Your property will be given an overall rating between A and G. This will be displayed on a graph like the one below. This graph will also show the properties potential rating if all the recommendations are carried out.

Credential EPC Example

When do I need an EPC?

Homeowners and landlords must order an EPC before marketing a property for sale or rent. The EPC certificate allows potential buyers and tenants to compare energy costs between homes they are viewing.

Even if you are not selling, it can still be helpful to obtain an EPC for your property. You can use the information to make your home more environmentally friendly and cut your fuel bills. With residential property accounting for almost 30% of carbon emissions in the UK, cutting the environmental impact of our homes is everybody’s business.

What is checked during an EPC inspection?

EPC’s must be carried out by an accredited assessor. The EPC inspection takes less than an hour and includes an internal and external assessment of the following aspects of your property:

  • Exterior and interior walls
  • Roof
  • Floor
  • Windows
  • Heating system and controls
  • Lighting
  • Hot water system

How much does an EPC cost?

An EPC costs between £60 and £120, depending on the size and type of property. It is worth shopping around and comparing different quotes.

If you are selling or renting out your property through an estate and letting agent, they can arrange an EPC inspection. You can also source your own domestic energy assessor from the government’s register.

Does my property have an EPC?

An EPC certificate lasts ten years. If you are unsure whether yours has expired, you can quickly check by typing your address into the government register. You can use this register to check any properties EPC, allowing you to compare your rating with similar properties in your area.

EPCs for Landlords

For landlords, EPCs are even more crucial. Since April 2020, landlords are forbidden under law from renting or continuing to rent their property if they have an EPC rating below E.

Landlords whose properties are rated F or G must improve their rating to E or above or register an exemption. You will never be expected to spend more than £3,500 (including VAT) on energy improvements. If you cannot improve your property to an EPC rating of E for £3,500, you should make all the improvements up to that amount, then register an ‘all improvements made’ exemption.

Landlords can be fined up to £4,000 for renting out a non-compliant property.

The government have pledged to increase the minimum EPC score to C for privately rented homes by 2030.

What an EPC doesn’t tell you

An EPC is about the building and not about how the current residents live. If you live a low energy lifestyle, this will not be accounted for in the EPC rating. For instance, you may turn off lights and equipment when not in use, manage your heating efficiently, or choose low energy appliances. The estimated heating, lighting and hot water bills are based on the ‘average’ household and not on the actual energy consumption of the current occupants.

An EPC also won’t reflect any changes made since the inspection date.

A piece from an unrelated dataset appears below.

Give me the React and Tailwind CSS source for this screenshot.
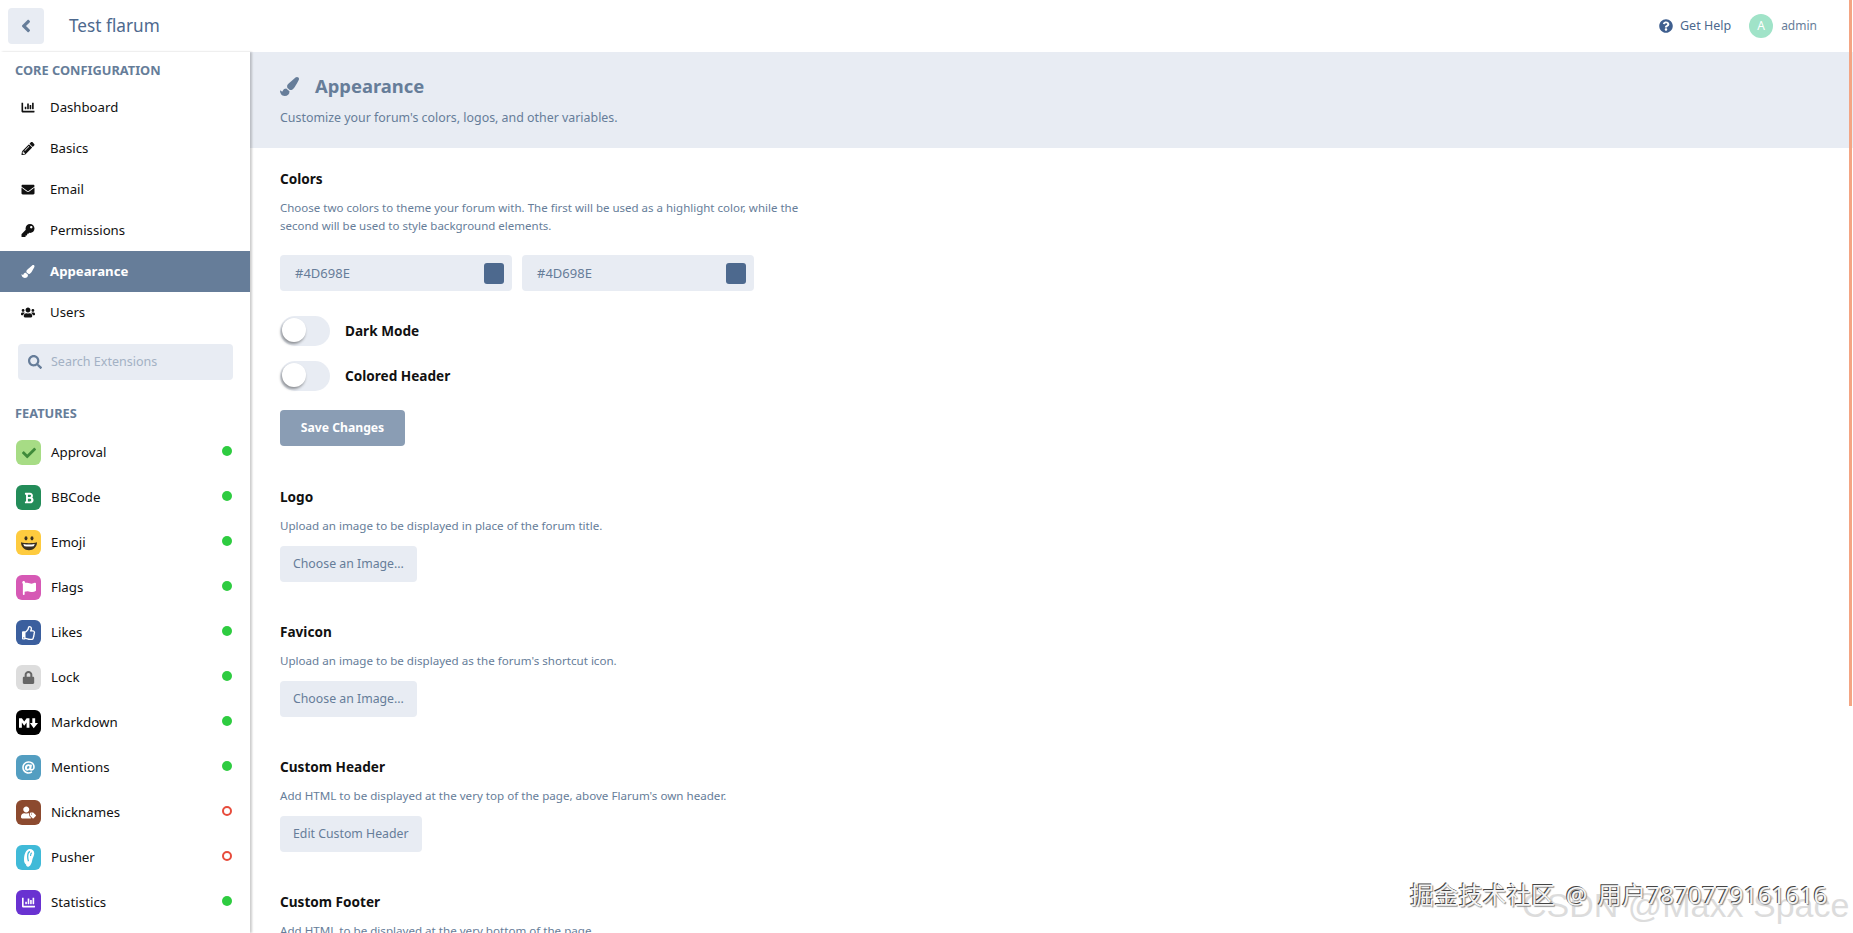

If you have made changes that you think may have improved your rating, you will need to pay for a new inspection.

Five ways to improve your properties EPC rating

The recommendations page of your EPC report will list measures you can take to improve the property’s energy performance.

Improve your EPC rating

Here are five things that will often crop up:

1. Add internal or external insulation

Upgrading your roof installation or cavity wall insulation is the single biggest thing you can do to improve your properties energy efficiency.

2. Install low energy lighting

Replace your halogen spotlights with LED bulbs – these energy-saving lights are a cheap and easy way to up your EPC rating.

3. Add green energy sources

Adding solar panels or other innovative measures, such as biomass boilers, can really improve your EPC score and are essential if you’re aiming for the highest rating possible.

4. Replace your boiler

The heating system accounts for a large chunk of a property’s energy use. If you have an old, inefficient boiler, a new one could make a big impact on your EPC and cut heating bills substantially.

5. Install double or triple glazing

Single glazed windows can be responsible for 40% of the heat loss in your house. Modern high-performance double or triple glazing will make a significant difference to the energy efficiency of a home.